Tosafot adds to the discussion: he points out that if they are deemed to be one group, we also invalidate the edut of all of them based on the presence of one קרוב or פסול. Here, he uses the term נמצא אחד מהם - ie one of the edim was found to be an invalid witness; he then adds what Rashi says, using the term נמצא אחת מהן - one of the groups of edim was found to be זוממת - they are not killed, but rather "saved" by the non-הוזם group.  Tosafot continues to note that if one of the two groups of edim is הוזם ,it also collapses the edut of the other group - explaining that it impacts in a parallel way as does a  קרוב או פסול on an edut of which it is a part.  We inferred from Tosafot, however, that if one of the edim was הוזם, the edut would not collapse.  Why?

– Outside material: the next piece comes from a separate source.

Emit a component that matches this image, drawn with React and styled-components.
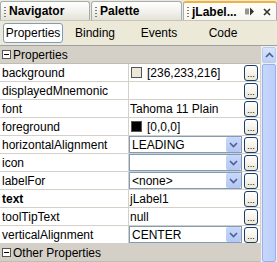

Whereas a קרוב או פסול is intrinsically problematic (and therefore has the ability to collapse the whole edut) - an עד זומם is irrelevant on his own.   Just as עדים זוממים are punished only when the two of them are הוזם, so, too, a single ed zomem is inconsequential.  Borrowing a concept from ג. - a single ed zomem can still rightfully assert that he is telling the truth and the מזימים are lying - so his presence in an edut of four is innocuous...the accused is killed, none of the edim are executed,and his הוזם status does not collapse the edut!